Simon Towers, Director Bradley Park Waste Management commented: “We’re delighted to have completed the divestment of Chemwaste to Acumen. Acumen are a leading provider in this space and are therefore well placed to ensure the continued success of the business.”
A group of Yorkshire advisers have voiced their support of the transaction including Kaira Clarehugh and Gina Rhodes of Clarion Solicitors in Leeds and Justine Stalker and Chris Holden of Saffery Champness in Harrogate.
Acumen originally began in 1994 focusing on hazardous and difficult, solid and liquid waste markets but it has expanded over the years to include services from all areas of waste management.
Wastesavers is partnering with Material Focus Recycle Your Electricals to promote donating unwanted electrical items to their reuse shops in South East Wales.
Recent government statistics have shown that waste electricals are one of the biggest waste streams in the UK. In 2019, more than 783 tonnes of waste electrical items were collected in Newport alone.
Alun Harries, charity manager with Wastesavers said: "We really hope this campaign will spur residents to clear out unwanted electrical items from their homes. Remember, anything with a plug, cable or battery can be reused or recycled."
"Take hi-fi speakers for example," Harries explains. "We estimate that more than 5,000 households in Newport have been holding on to unused hi-fi speakers for over a decade! In RCT we estimate its 8,000 households. If you're not going to use them donate them to the Reuse Centre or the Tip Shop."
To combat this increasingly challenging issue, Material Focus has provided Wastesavers with funding for new jobs in testing and processing used electrical items.
Wastesavers hopes this financial boost will help these positions become self-financing from the sale of items collected.
"This is not just about keeping items out of landfill," Harries explains. "The collection and testing of old electricals also provides volunteering opportunities that can lead to paid jobs.
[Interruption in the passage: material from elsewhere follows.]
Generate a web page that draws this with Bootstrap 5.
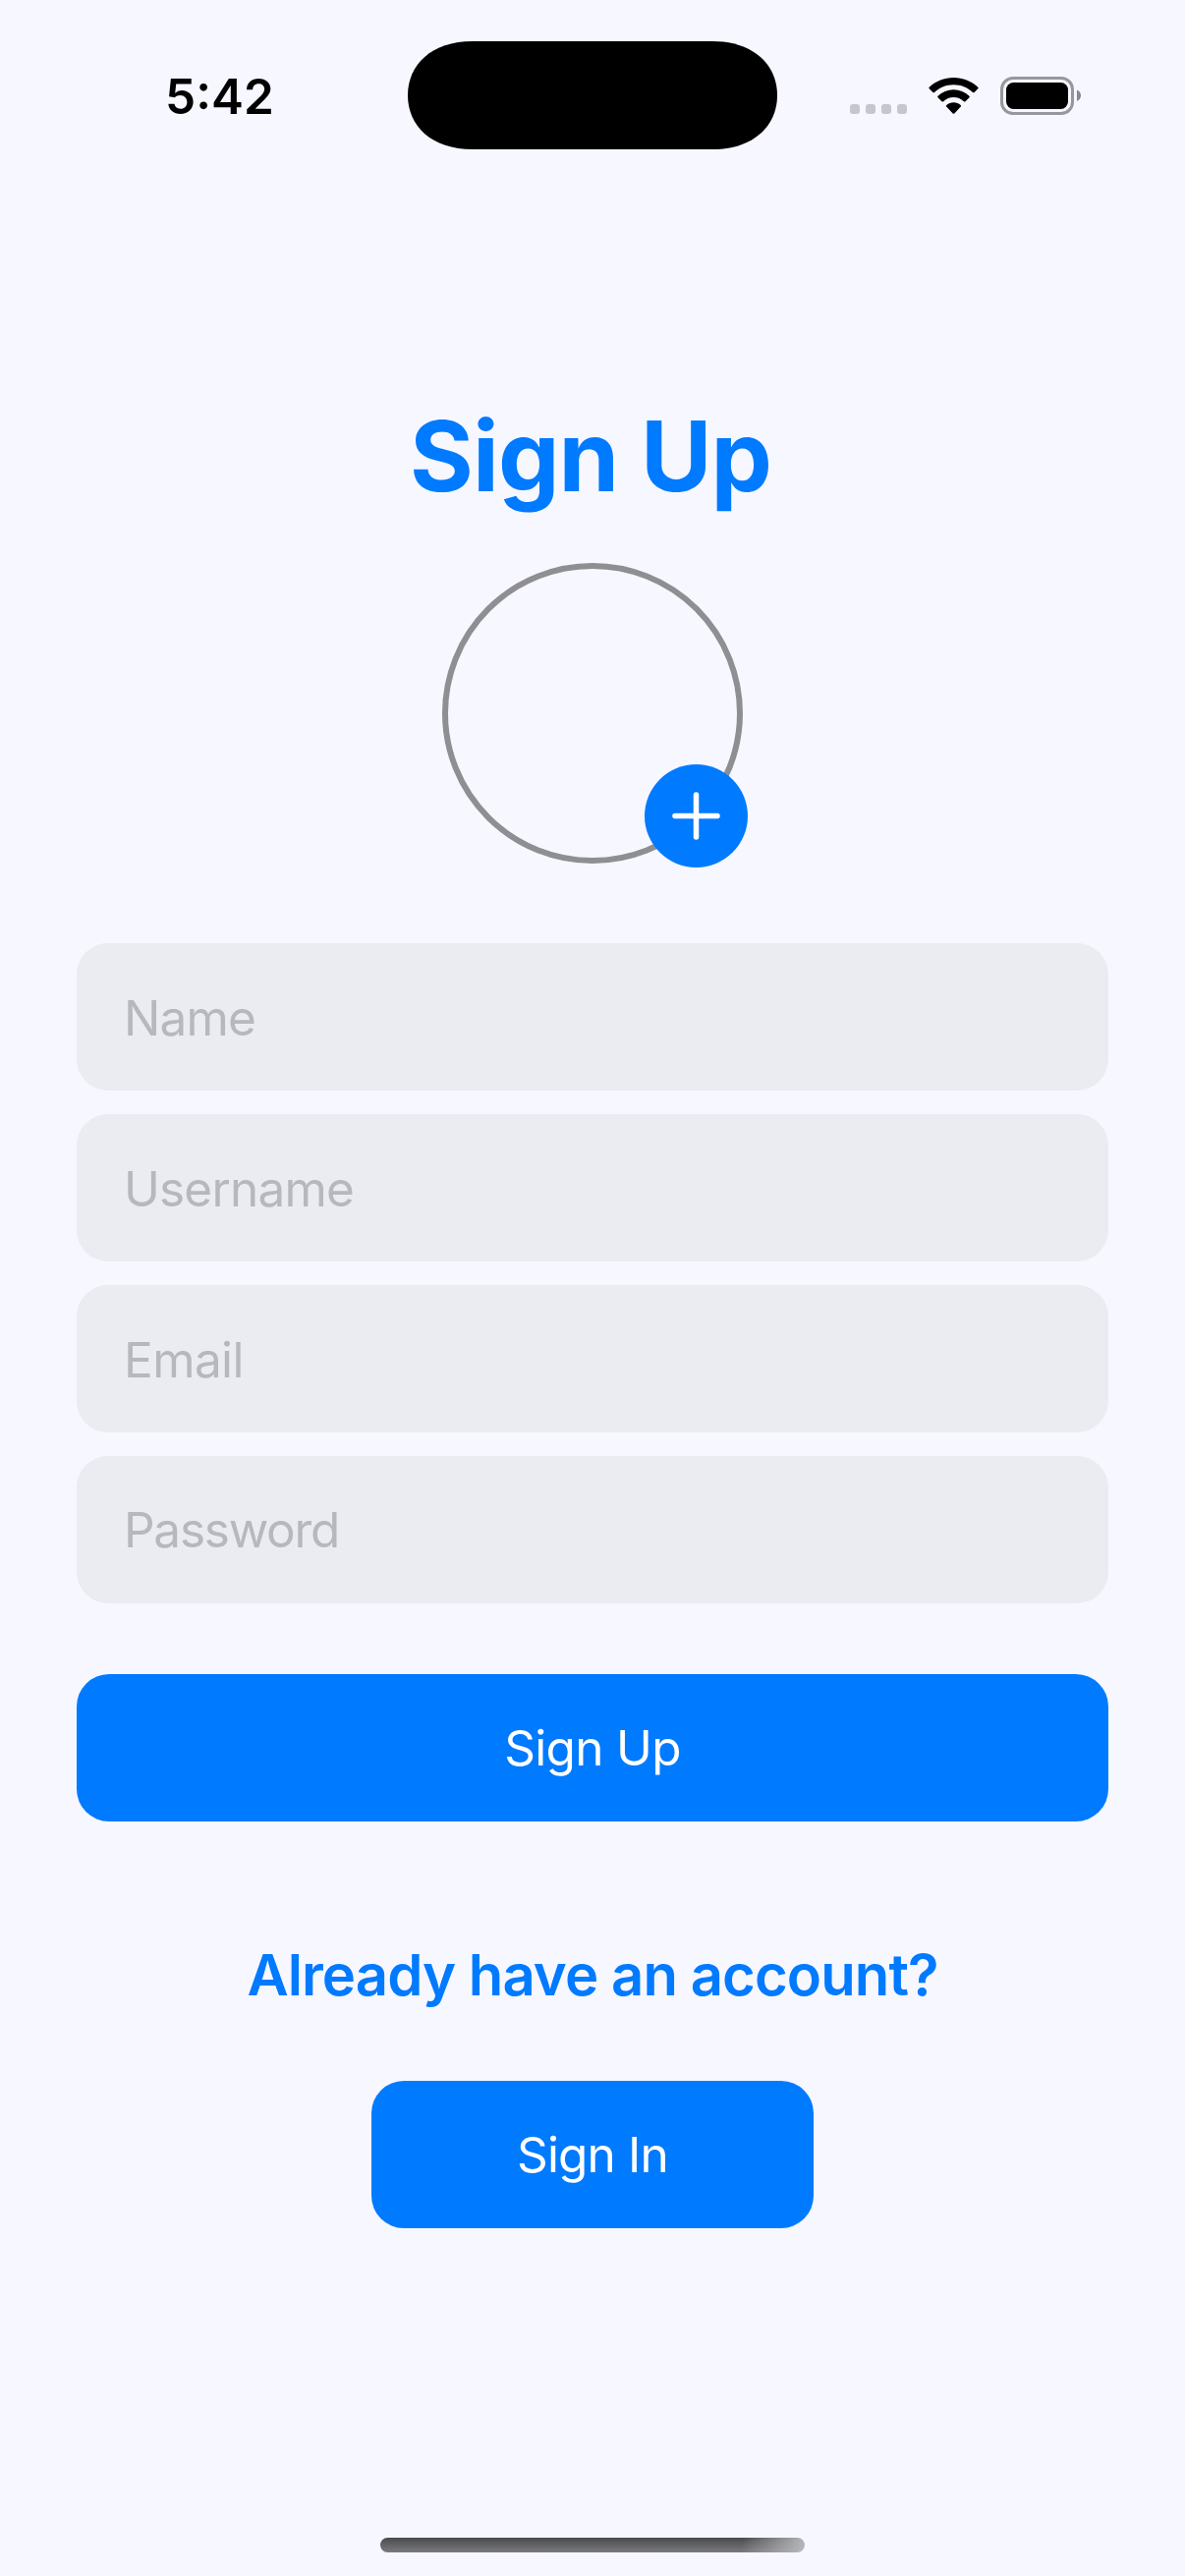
<!DOCTYPE html>
<html lang="en">
<head>
<meta charset="utf-8">
<meta name="viewport" content="width=device-width, initial-scale=1">
<title>Sign Up</title>
<link href="https://cdn.jsdelivr.net/npm/bootstrap@5.3.0/dist/css/bootstrap.min.css" rel="stylesheet">
<style>
  body { background: #f7f7ff; font-family: Inter, "Liberation Sans", sans-serif; }
  .screen { width: 1206px; height: 2622px; }
  .statusbar { height: 194px; padding: 42px 106px 0 168px; }
  .clock { font-size: 49.5px; line-height: 60px; font-weight: 570; letter-spacing: 0; color: #000; width: 247px; margin-top: 26px; }
  .status-icons { margin-top: 36px; }
  .title { font-size: 99px; line-height: 120px; font-weight: 700; letter-spacing: -.87px; color: #007aff; margin-top: 210px; padding-right: 4px; }
  .avatar { width: 306px; height: 306px; border: 6px solid #8e8e93; margin-top: 49px; }
  .add-btn { width: 105px; height: 105px; right: -11px; bottom: -10px; background: #007aff; }
  .signup-form { padding: 0 78px; margin-top: 81px; }
  .fields { gap: 24px; }
  .form-control.field, .form-control.field:focus { height: 150px; border: 0; border-radius: 32px; padding: 2px 48px 0; background: #ebecf1; box-shadow: none; font-size: 49.5px; letter-spacing: -.8px; }
  .form-control.field::placeholder { color: #b7b8bd; opacity: 1; }
  .form-control.field[type="email"] { letter-spacing: -.6px; }
  .form-control.field[type="password"] { letter-spacing: -1.25px; padding-top: 0; }
  .btn.action { height: 150px; border: 0; border-radius: 33px; background: #007aff; font-size: 49.5px; letter-spacing: -.7px; }
  .signup { margin-top: 72px; }
  .question { font-size: 58px; line-height: 70px; font-weight: 600; letter-spacing: -.91px; color: #007aff; margin-top: 121px; }
  .btn.signin { width: 450px; margin-top: 73px; letter-spacing: -.84px; }
  .home-bar { width: 432px; height: 15px; margin-bottom: 24px; background: linear-gradient(100deg, transparent 85%, #b8b8be 100%), linear-gradient(#4b4b4f, #7a7a7e); }
</style>
</head>
<body>
<div class="screen d-flex flex-column align-items-center overflow-hidden">
  <header class="statusbar w-100 d-flex align-items-start">
    <div class="clock">5:42</div>
    <svg width="376" height="110" viewBox="0 0 376 110" aria-hidden="true"><path d="M66 0H310C352 0 376 24 376 55S352 110 310 110H66C24 110 0 86 0 55S24 0 66 0Z"/></svg>
    <svg class="status-icons ms-auto" width="235" height="39" viewBox="865 78 235 39" aria-hidden="true">
      <g fill="#c7c6cc">
        <rect x="865" y="106" width="10" height="10" rx="3"/>
        <rect x="881" y="106" width="10" height="10" rx="3"/>
        <rect x="897" y="106" width="10" height="10" rx="3"/>
        <rect x="913" y="106" width="10" height="10" rx="3"/>
      </g>
      <path d="M970.5 79C979.8 79 988.6 82.500 995.300 88.700Q996 89.400 995.300 90.200L991.600 94Q990.800 94.700 990 94C984.700 89 977.800 86.300 970.500 86.300S956.300 89 951 94Q950.200 94.700 949.400 94L945.700 90.200Q945 89.400 945.700 88.700C952.400 82.500 961.200 79 970.500 79Z"/>
      <path d="M970.500 91.300C976.500 91.300 982.100 93.600 986.500 97.700Q987.200 98.500 986.500 99.200L982.500 103.200Q981.700 103.900 980.900 103.200C978 100.500 974.400 99 970.500 99S963 100.500 960.100 103.200Q959.300 103.900 958.500 103.200L954.500 99.200Q953.800 98.500 954.500 97.700C958.900 93.600 964.500 91.300 970.500 91.300Z"/>
      <path d="M970.500 104.200C973.200 104.200 975.700 105.200 977.700 106.900Q978.500 107.700 977.800 108.500L971.300 115.400Q970.500 116.100 969.700 115.400L963.200 108.500Q962.500 107.700 963.300 106.900C965.300 105.200 967.800 104.200 970.500 104.200Z"/>
      <rect x="1019.500" y="79.500" width="72" height="36" rx="11.500" fill="none" stroke="#98979d" stroke-width="3"/>
      <rect x="1024" y="84" width="63" height="27" rx="7.500"/>
      <path d="M1096 91.500C1098.500 92.500 1100 94.700 1100 97.300S1098.500 102 1096 103Z" fill="#88878c"/>
    </svg>
  </header>

  <h1 class="title mb-0">Sign Up</h1>

  <div class="avatar rounded-circle position-relative">
    <button type="button" class="add-btn btn rounded-circle border-0 p-0 position-absolute d-flex align-items-center justify-content-center" aria-label="Add photo">
      <svg width="49" height="49" viewBox="0 0 49 49" fill="none" stroke="#fff" stroke-width="5.500" stroke-linecap="round"><path d="M24.500 3V46M3 24.500H46"/></svg>
    </button>
  </div>

  <form class="signup-form w-100">
    <div class="fields d-flex flex-column">
      <input type="text" class="form-control field" placeholder="Name">
      <input type="text" class="form-control field" placeholder="Username">
      <input type="email" class="form-control field" placeholder="Email">
      <input type="password" class="form-control field" placeholder="Password">
    </div>
    <button type="button" class="btn btn-primary action signup w-100">Sign Up</button>
  </form>

  <h2 class="question mb-0">Already have an account?</h2>
  <button type="button" class="btn btn-primary action signin">Sign In</button>

  <div class="home-bar rounded-pill mt-auto"></div>
</div>
<script src="https://cdn.jsdelivr.net/npm/bootstrap@5.3.0/dist/js/bootstrap.bundle.min.js"></script>
</body>
</html>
More than 40 per cent of Wastesavers charity staff were volunteers with our organisation first."
North London boroughs receive funding boost for recycling projects
Residents of Camden, Hackney, Haringey and Waltham Forest have received funding from the Borough Recycling Fund for projects that will increase recycling rates across North London.
The Borough Recycling Fund, a joint initiative of the North London Waste Authority (NLWA) and Biffa, allocated around £23,000 to Camden, around £34,000 to Hackney, £13,200 to Haringey and £8,500 to Waltham Forest., which will go towards projects that aim to tackle obstacles to recycling across North London.
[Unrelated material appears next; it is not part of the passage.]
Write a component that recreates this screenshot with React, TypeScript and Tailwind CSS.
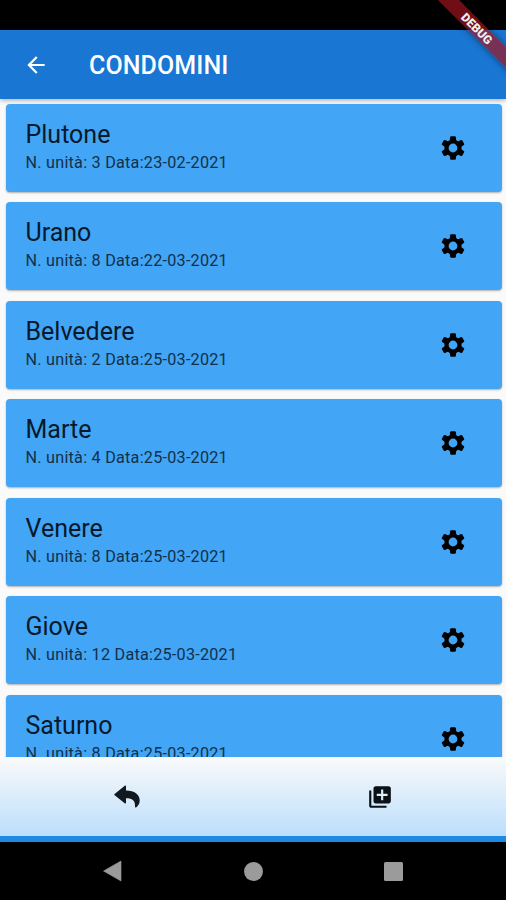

Camden will put some of the funding towards testing new lids for recycling bins to act as a deterrent for dumping non-recyclable waste. The borough will also improve signage to communicate what can and cannot be recycled, as well as implement digital technology to provide feedback to residents.
Hackney will aim to address the issue of food waste contamination in mixed dry recycling by promoting its food waste service, as well as supporting a council investment in reverse recycling bin lids.
Haringey will aim to improve its digital outreach with a campaign that targets 75,000 households, informing them about what can and cannot be put into mixed recycling bins. The information will be translated into the six most commonly-spoken languages in the borough.
Waltham Forest will fund training for faith and religious leaders to become recycling ambassadors, so they can educate and inform their communities about the importance of recycling.
Cllr Clyde Loakes, Chair of NLWA, said: “NLWA set up the Borough Recycling Fund with our contractor Biffa to help support the Boroughs develop and trial innovative projects aimed at reducing barriers to recycling as well as help prevent the contamination of valuable recyclable materials.
“We were convinced by Camden, Hackney, Haringey and Waltham Forest’s proposals that their project will help in this vital endeavour.”